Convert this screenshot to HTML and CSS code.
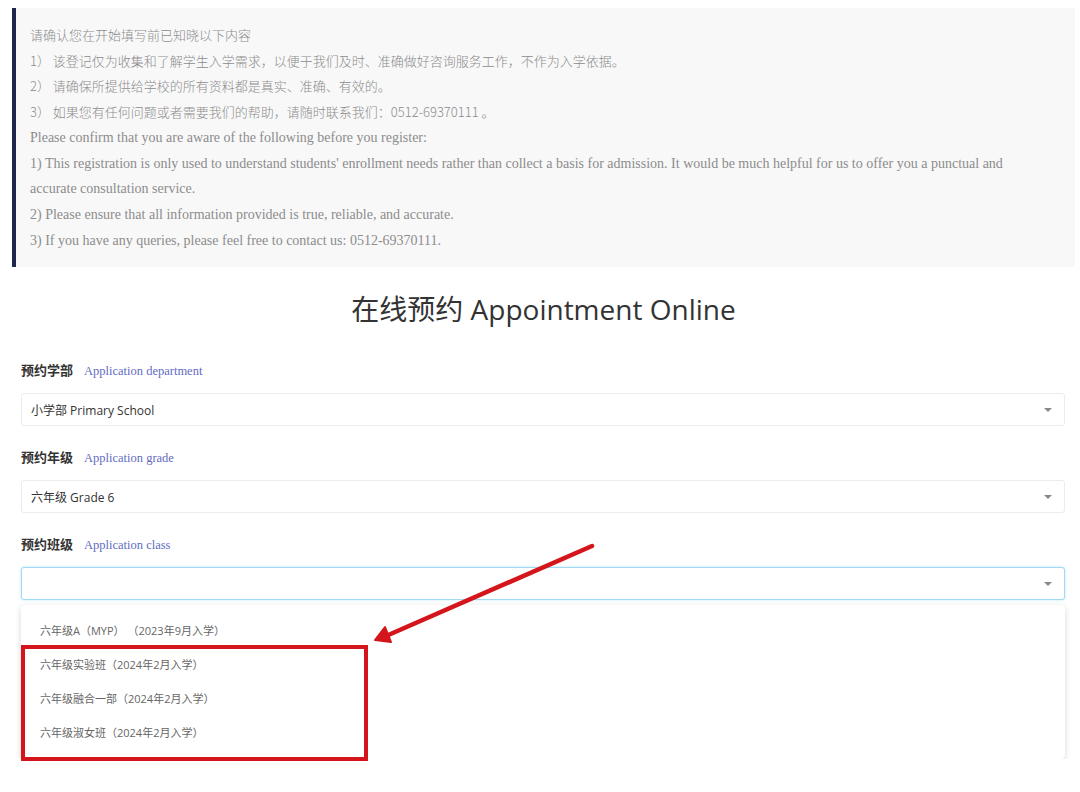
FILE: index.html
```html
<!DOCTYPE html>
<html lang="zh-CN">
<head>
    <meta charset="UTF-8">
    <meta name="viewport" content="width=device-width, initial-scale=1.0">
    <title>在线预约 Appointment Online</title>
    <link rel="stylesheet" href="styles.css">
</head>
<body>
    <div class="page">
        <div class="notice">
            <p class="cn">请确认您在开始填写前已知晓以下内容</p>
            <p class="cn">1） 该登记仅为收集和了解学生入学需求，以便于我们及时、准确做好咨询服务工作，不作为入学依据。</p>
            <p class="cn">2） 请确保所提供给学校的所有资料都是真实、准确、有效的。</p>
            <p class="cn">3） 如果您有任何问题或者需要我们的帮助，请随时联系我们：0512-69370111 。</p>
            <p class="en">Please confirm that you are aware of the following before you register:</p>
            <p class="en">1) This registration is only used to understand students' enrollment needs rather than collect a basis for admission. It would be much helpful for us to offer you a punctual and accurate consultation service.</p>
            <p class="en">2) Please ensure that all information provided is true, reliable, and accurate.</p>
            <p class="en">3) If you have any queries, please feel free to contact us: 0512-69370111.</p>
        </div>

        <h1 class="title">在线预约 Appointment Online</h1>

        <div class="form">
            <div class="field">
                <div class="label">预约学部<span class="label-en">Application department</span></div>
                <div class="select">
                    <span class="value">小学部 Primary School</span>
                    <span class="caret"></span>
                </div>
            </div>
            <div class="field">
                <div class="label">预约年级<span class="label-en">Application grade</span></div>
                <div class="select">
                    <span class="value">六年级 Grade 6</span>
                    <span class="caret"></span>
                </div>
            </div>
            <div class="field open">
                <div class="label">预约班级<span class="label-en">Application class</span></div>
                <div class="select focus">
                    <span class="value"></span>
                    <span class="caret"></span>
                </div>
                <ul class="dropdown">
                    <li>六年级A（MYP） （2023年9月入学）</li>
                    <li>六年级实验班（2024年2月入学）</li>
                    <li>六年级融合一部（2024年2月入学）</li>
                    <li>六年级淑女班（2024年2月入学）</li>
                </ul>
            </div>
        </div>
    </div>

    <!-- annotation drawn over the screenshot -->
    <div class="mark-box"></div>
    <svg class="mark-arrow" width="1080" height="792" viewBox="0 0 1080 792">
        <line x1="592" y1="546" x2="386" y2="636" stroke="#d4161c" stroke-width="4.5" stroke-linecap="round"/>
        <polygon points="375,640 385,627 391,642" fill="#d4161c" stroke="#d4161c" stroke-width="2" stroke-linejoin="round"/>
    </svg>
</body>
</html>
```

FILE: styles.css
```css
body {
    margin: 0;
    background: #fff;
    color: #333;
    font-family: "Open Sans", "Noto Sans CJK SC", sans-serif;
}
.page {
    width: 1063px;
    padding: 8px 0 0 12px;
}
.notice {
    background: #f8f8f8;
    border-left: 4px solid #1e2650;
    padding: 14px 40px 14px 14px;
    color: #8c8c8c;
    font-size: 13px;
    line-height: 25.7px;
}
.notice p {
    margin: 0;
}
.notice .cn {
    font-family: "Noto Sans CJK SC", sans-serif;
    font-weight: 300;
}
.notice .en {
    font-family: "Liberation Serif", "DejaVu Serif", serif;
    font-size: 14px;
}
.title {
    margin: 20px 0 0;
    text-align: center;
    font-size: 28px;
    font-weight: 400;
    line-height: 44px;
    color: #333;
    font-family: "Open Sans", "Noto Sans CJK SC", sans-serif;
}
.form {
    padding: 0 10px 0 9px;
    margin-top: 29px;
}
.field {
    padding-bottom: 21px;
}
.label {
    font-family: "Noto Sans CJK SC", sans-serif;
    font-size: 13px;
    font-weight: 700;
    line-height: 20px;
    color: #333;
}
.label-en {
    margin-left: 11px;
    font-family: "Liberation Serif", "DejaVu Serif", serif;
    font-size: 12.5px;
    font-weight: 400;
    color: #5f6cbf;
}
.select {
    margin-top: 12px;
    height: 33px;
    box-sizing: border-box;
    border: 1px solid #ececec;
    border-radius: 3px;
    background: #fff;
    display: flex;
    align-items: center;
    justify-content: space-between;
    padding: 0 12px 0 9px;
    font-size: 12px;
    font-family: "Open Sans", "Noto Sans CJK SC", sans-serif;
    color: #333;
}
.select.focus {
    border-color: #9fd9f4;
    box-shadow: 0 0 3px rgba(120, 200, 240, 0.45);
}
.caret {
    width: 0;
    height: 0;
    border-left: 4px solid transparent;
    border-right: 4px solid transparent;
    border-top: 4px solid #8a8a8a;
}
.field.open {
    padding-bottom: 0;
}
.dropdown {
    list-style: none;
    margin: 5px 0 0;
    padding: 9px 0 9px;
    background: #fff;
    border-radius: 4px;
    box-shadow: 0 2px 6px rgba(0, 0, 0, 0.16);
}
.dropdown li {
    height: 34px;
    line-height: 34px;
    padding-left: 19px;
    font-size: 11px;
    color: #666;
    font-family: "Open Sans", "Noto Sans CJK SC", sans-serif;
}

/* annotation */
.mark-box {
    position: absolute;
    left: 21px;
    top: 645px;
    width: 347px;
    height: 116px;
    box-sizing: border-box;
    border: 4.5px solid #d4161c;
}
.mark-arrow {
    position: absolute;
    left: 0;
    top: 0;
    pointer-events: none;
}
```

★ ★ ★ ★ ★

## [Your instructions]
The data above should be repeated exactly, minus any pictures.

## [Answer in full]
Convert this screenshot to HTML and CSS code.
FILE: index.html
```html
<!DOCTYPE html>
<html lang="zh-CN">
<head>
    <meta charset="UTF-8">
    <meta name="viewport" content="width=device-width, initial-scale=1.0">
    <title>在线预约 Appointment Online</title>
    <link rel="stylesheet" href="styles.css">
</head>
<body>
    <div class="page">
        <div class="notice">
            <p class="cn">请确认您在开始填写前已知晓以下内容</p>
            <p class="cn">1） 该登记仅为收集和了解学生入学需求，以便于我们及时、准确做好咨询服务工作，不作为入学依据。</p>
            <p class="cn">2） 请确保所提供给学校的所有资料都是真实、准确、有效的。</p>
            <p class="cn">3） 如果您有任何问题或者需要我们的帮助，请随时联系我们：0512-69370111 。</p>
            <p class="en">Please confirm that you are aware of the following before you register:</p>
            <p class="en">1) This registration is only used to understand students' enrollment needs rather than collect a basis for admission. It would be much helpful for us to offer you a punctual and accurate consultation service.</p>
            <p class="en">2) Please ensure that all information provided is true, reliable, and accurate.</p>
            <p class="en">3) If you have any queries, please feel free to contact us: 0512-69370111.</p>
        </div>

        <h1 class="title">在线预约 Appointment Online</h1>

        <div class="form">
            <div class="field">
                <div class="label">预约学部<span class="label-en">Application department</span></div>
                <div class="select">
                    <span class="value">小学部 Primary School</span>
                    <span class="caret"></span>
                </div>
            </div>
            <div class="field">
                <div class="label">预约年级<span class="label-en">Application grade</span></div>
                <div class="select">
                    <span class="value">六年级 Grade 6</span>
                    <span class="caret"></span>
                </div>
            </div>
            <div class="field open">
                <div class="label">预约班级<span class="label-en">Application class</span></div>
                <div class="select focus">
                    <span class="value"></span>
                    <span class="caret"></span>
                </div>
                <ul class="dropdown">
                    <li>六年级A（MYP） （2023年9月入学）</li>
                    <li>六年级实验班（2024年2月入学）</li>
                    <li>六年级融合一部（2024年2月入学）</li>
                    <li>六年级淑女班（2024年2月入学）</li>
                </ul>
            </div>
        </div>
    </div>

    <!-- annotation drawn over the screenshot -->
    <div class="mark-box"></div>
    <svg class="mark-arrow" width="1080" height="792" viewBox="0 0 1080 792">
        <line x1="592" y1="546" x2="386" y2="636" stroke="#d4161c" stroke-width="4.5" stroke-linecap="round"/>
        <polygon points="375,640 385,627 391,642" fill="#d4161c" stroke="#d4161c" stroke-width="2" stroke-linejoin="round"/>
    </svg>
</body>
</html>
```

FILE: styles.css
```css
body {
    margin: 0;
    background: #fff;
    color: #333;
    font-family: "Open Sans", "Noto Sans CJK SC", sans-serif;
}
.page {
    width: 1063px;
    padding: 8px 0 0 12px;
}
.notice {
    background: #f8f8f8;
    border-left: 4px solid #1e2650;
    padding: 14px 40px 14px 14px;
    color: #8c8c8c;
    font-size: 13px;
    line-height: 25.7px;
}
.notice p {
    margin: 0;
}
.notice .cn {
    font-family: "Noto Sans CJK SC", sans-serif;
    font-weight: 300;
}
.notice .en {
    font-family: "Liberation Serif", "DejaVu Serif", serif;
    font-size: 14px;
}
.title {
    margin: 20px 0 0;
    text-align: center;
    font-size: 28px;
    font-weight: 400;
    line-height: 44px;
    color: #333;
    font-family: "Open Sans", "Noto Sans CJK SC", sans-serif;
}
.form {
    padding: 0 10px 0 9px;
    margin-top: 29px;
}
.field {
    padding-bottom: 21px;
}
.label {
    font-family: "Noto Sans CJK SC", sans-serif;
    font-size: 13px;
    font-weight: 700;
    line-height: 20px;
    color: #333;
}
.label-en {
    margin-left: 11px;
    font-family: "Liberation Serif", "DejaVu Serif", serif;
    font-size: 12.5px;
    font-weight: 400;
    color: #5f6cbf;
}
.select {
    margin-top: 12px;
    height: 33px;
    box-sizing: border-box;
    border: 1px solid #ececec;
    border-radius: 3px;
    background: #fff;
    display: flex;
    align-items: center;
    justify-content: space-between;
    padding: 0 12px 0 9px;
    font-size: 12px;
    font-family: "Open Sans", "Noto Sans CJK SC", sans-serif;
    color: #333;
}
.select.focus {
    border-color: #9fd9f4;
    box-shadow: 0 0 3px rgba(120, 200, 240, 0.45);
}
.caret {
    width: 0;
    height: 0;
    border-left: 4px solid transparent;
    border-right: 4px solid transparent;
    border-top: 4px solid #8a8a8a;
}
.field.open {
    padding-bottom: 0;
}
.dropdown {
    list-style: none;
    margin: 5px 0 0;
    padding: 9px 0 9px;
    background: #fff;
    border-radius: 4px;
    box-shadow: 0 2px 6px rgba(0, 0, 0, 0.16);
}
.dropdown li {
    height: 34px;
    line-height: 34px;
    padding-left: 19px;
    font-size: 11px;
    color: #666;
    font-family: "Open Sans", "Noto Sans CJK SC", sans-serif;
}

/* annotation */
.mark-box {
    position: absolute;
    left: 21px;
    top: 645px;
    width: 347px;
    height: 116px;
    box-sizing: border-box;
    border: 4.5px solid #d4161c;
}
.mark-arrow {
    position: absolute;
    left: 0;
    top: 0;
    pointer-events: none;
}
```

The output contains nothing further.